I found myself pausing in admiration of a triptych of nude blondes depicting the Four Elements by Adolf Ziegler. There was a gentle sense of naturalism in color and meticulous academic rendering. Surely this was a gentle and seemingly benign celebration of feminine form and beauty. How could one not admire such a seductive, charming, and classical painting.
As post modernism has informed us, however, art is not innocent. A more careful view and consideration of the painting reveals that it is a signifier of the Nazi mantra of the superiority of the Aryan race. The four lovely maidens were indeed pinups of the breeding stock of the Third Reich.
It was shocking to learn that this particular work hung over the mantle piece of Hitler’s apartment. Ziegler was a zealot who set the aesthetic standards for the regime and was an instrumental force behind the notorious exhibition Entartete Kunst (Degenerate Art) which opened in Munich on the 19th July, 1937.
Similarly in the Annex gallery in the top of the museum I was transfixed before gigantic works, studies for murals, by the Italian fascist, Mario Sironi. This is an artist whom I had never heard of. But the scale, freshness of attack, and proto expressionist energy of the works evoked comparisons to paintings by Julian Schnabel. There may indeed be some irony in conflating Schnabel to fascism. Sironi is presented here creating enormous monuments to Mussolini mounted like a condottiero by Donatello.
There are fascinating sculptures of Il Duce. There is a very strong and menacing, life size, bronze bust by Adolfo Wildt. As well as, a continuing, swirling portrait in the futurist style by R.A. Bertelli. As a modernist sculpture it is compelling. It is sobering to realize we are admiring an inventive portrait of a fascist dictator.
Ironically the work endorsed by Mussolini is far more interesting, even avant-garde, than the vulgarian taste of his comrade Hitler. It is a conundrum that the progressive Futurists seemingly embraced fascism. Just as confounding is the fact that the German Expressionist, Emil Nolde, was a member of the Nazi party.
This opens up a grey area in cultural studies. Consider, for example, the Dreyfus affair in France which divided the nation, including artists, into pro and anti Dreyfus factions. It is chilling to learn which of the impressionists, Renoir for example, were anti Semitic.
Volumes have been written about which French artists and entertainers during Nazi occupation and the Vichy government were active or passive collaborators. Not every artist joined the resistance. Paris remained the City of Lights. Picasso’s studio was among the tourist attractions of the occupiers.
Of course we have the perhaps apocryphal anecdote of a German officer who, during a studio visit, pointed to Guernica and asked “Who painted that?” The famous reply was “You did.”

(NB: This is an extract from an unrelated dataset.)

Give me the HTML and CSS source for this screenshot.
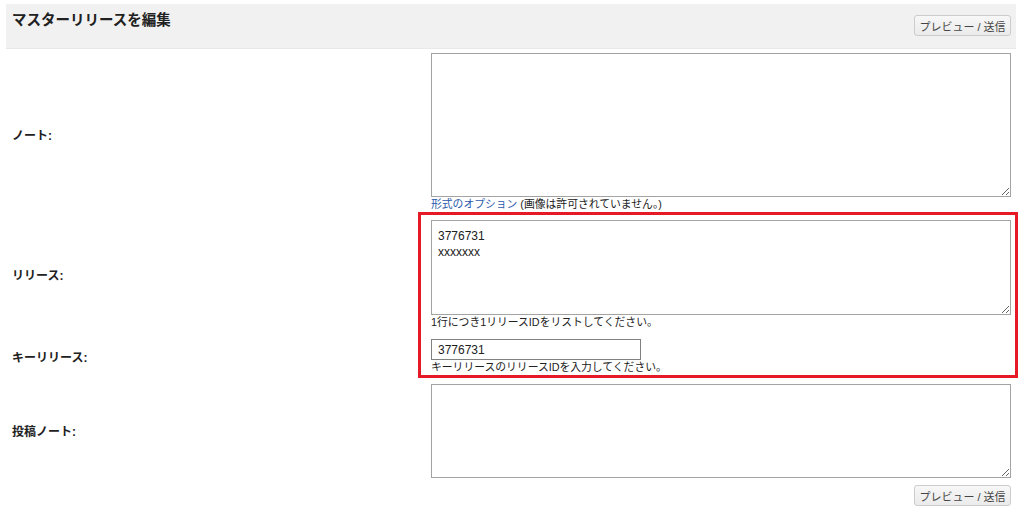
FILE: index.html
```html
<!DOCTYPE html>
<html lang="ja">
  <head>
    <meta charset="utf-8" />
    <title>マスターリリースを編集</title>
    <link rel="stylesheet" href="styles.css">
  </head>
  <body>
    <main id="page">
      <header class="titleBar">
        <h3>マスターリリースを編集</h3>
        <button type="button" class="submitButton">プレビュー / 送信</button>
      </header>
      <form class="editForm">
        <div class="row noteRow">
          <label class="rowLabel" for="notes">ノート:</label>
          <div class="field">
            <textarea id="notes" class="notesArea"></textarea>
            <p class="help"><a href="#">形式のオプション</a> (画像は許可されていません。)</p>
          </div>
        </div>
        <div class="row releaseRow">
          <label class="rowLabel" for="releases">リリース:</label>
          <div class="field">
            <textarea id="releases" class="releasesArea">3776731
xxxxxxx</textarea>
            <p class="help">1行につき1リリースIDをリストしてください。</p>
          </div>
        </div>
        <div class="row keyRow">
          <label class="rowLabel" for="keyRelease">キーリリース:</label>
          <div class="field">
            <input type="text" id="keyRelease" value="3776731" />
            <p class="help">キーリリースのリリースIDを入力してください。</p>
          </div>
        </div>
        <div class="row submitNoteRow">
          <label class="rowLabel" for="submitNotes">投稿ノート:</label>
          <div class="field">
            <textarea id="submitNotes" class="submitNotesArea"></textarea>
          </div>
        </div>
        <div class="buttonRow">
          <button type="button" class="submitButton">プレビュー / 送信</button>
        </div>
      </form>
      <div class="highlight"></div>
    </main>
  </body>
</html>
```

FILE: styles.css
```css
* {
  box-sizing: border-box;
  font-family: "Liberation Sans", "Noto Sans CJK JP", sans-serif;
  color: hsl(0, 0%, 13%);
}
html,
body {
  margin: 0;
  background-color: white;
}
#page {
  position: relative;
  padding: 4px 8px 0 6px;
}
.titleBar {
  display: flex;
  justify-content: space-between;
  align-items: flex-start;
  height: 45px;
  padding: 0 5px 0 6px;
  border-bottom: 1px solid hsl(0, 0%, 91%);
  background-color: hsl(0, 0%, 94.5%);
}
h3 {
  margin: 5px 0 0;
  font-size: 14.5px;
  line-height: 22px;
  font-weight: bold;
}
.submitButton {
  width: 97px;
  height: 21px;
  margin-top: 11px;
  padding: 0;
  border: 1px solid hsl(0, 0%, 80%);
  border-radius: 3px;
  background: linear-gradient(hsl(0, 0%, 97%), hsl(0, 0%, 92%));
  color: hsl(0, 0%, 27%);
  font-size: 11px;
  cursor: pointer;
}
.editForm {
  padding-left: 6px;
}
.row {
  display: flex;
  align-items: center;
}
.rowLabel {
  width: 419px;
  padding-top: 7px;
  font-size: 12px;
  font-weight: bold;
}
.field {
  width: 580px;
}
textarea,
input {
  display: block;
  width: 100%;
  margin: 0;
  padding: 4px 6px;
  border: 1px solid hsl(0, 0%, 64%);
  font-size: 12px;
  line-height: 16px;
}
.noteRow .field {
  margin-top: 4px;
}
.notesArea {
  height: 144px;
}
.releaseRow .field {
  margin-top: 8px;
}
.releasesArea {
  height: 95px;
  padding-top: 7px;
}
.keyRow .field {
  margin-top: 9px;
}
#keyRelease {
  width: 210px;
  height: 21px;
  padding: 1px 6px;
  border-color: hsl(0, 0%, 50%);
}
.submitNoteRow .field {
  margin-top: 9px;
}
.submitNotesArea {
  height: 94px;
}
.help {
  margin: 0;
  font-size: 10.8px;
  line-height: 15px;
}
.help a {
  color: hsl(218, 60%, 42%);
  text-decoration: none;
}
.buttonRow {
  display: flex;
  justify-content: flex-end;
  width: 999px;
  margin-top: 7px;
}
.buttonRow .submitButton {
  margin-top: 0;
}
/* red frame drawn around the release fields */
.highlight {
  position: absolute;
  left: 418px;
  top: 212px;
  width: 600px;
  height: 166px;
  border: 3px solid hsl(356, 80%, 50%);
  pointer-events: none;
}
```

The few works by Picasso in this exhibition are from his neo classical period. The most famous and familiar example from the Met is “Woman in White.” It slides easily into this survey and surely beefs up the box office appeal of the show. But it begs the question of why after an intense period of pushing the limits of cubism Picasso slid back into this more accessible, and perhaps, more saleable style. It is often suggested the he was attempting to please the conservative taste of his Russian wife, the ballerina, Olga Kaklova.
One of the delights of this exhibition was a portrait of Olga from a private collection. It is a poised and stylized rendering, reductive and linear compared to the more descriptive, realist, familiar portrait of Olga with a mantilla. In this less known example the husband seems less intent in portraying her than rendering Olga as a modernist deity.
The exhibition succeeds in conveying the extent of the influence of classicism during the era between the end of World War I and the beginning of World War II. It is the shadow of war and the Holocaust that darkens the sublime serenity of many of these images. The works illustrate the thesis of why political dogma held hostage the Apollonian ideal as the instrument of its hateful propaganda.
In apparent counterpoint to the prevailing classicism one of the side galleries presents the suite of prints by Otto Dix that convey his experiences as a combatant during WWI. Similarly discordant was a display of the photographs by August Sander. While they define the archetypes of Germany they are hardly classical in intent or inspiration.
There is no more compelling example of this than the magnificent, malicious films of Leni Riefenstahl. She was by far the greatest artist employed by the Reich. There is a part of a gallery dedicated to screening the prologue of her masterpiece “Olympia.” With artful shadows and dramatic cinematography she conflates plaster casts of Greek sculptures that evoke nude Aryan athletes. A shot of Myron’s Discobolus morphs into the torsion of man hurling the discus.
Recently, I had a difficult time conveying to a Jewish artist why Riefenstahl deserves to be regarded as one of the greatest artists of the 20th century. It is a conundrum that after the war she was not put on trial as a criminal. She claimed that although she worked for Hitler she was never a member of the Nazi party.
Which was not the case with another brilliant but less widely admired artist, Hitler’s chief architect, Albert Speer. He was responsible for designing the stadium and its dramatic lighting for Riefenstahl’s film “Triumph of the Will.”
Although an architect Speer played a vital role in prolonging the war when he was charged with rebuilding bombed munitions factories. During the final days he remained loyal to Hitler who kept him working on designs for the New Berlin. Of course, as is consistent with this landmark exhibition, in a style of grandiose, overblown, kitschy classicism. During years in Spandau prison Speer wrote the riveting memoir “Inside the Third Reich.”
It is the definitive account of how an artist can go terribly wrong. Like his boss, Speer evoked classicism as an expression of the Aryan ideal.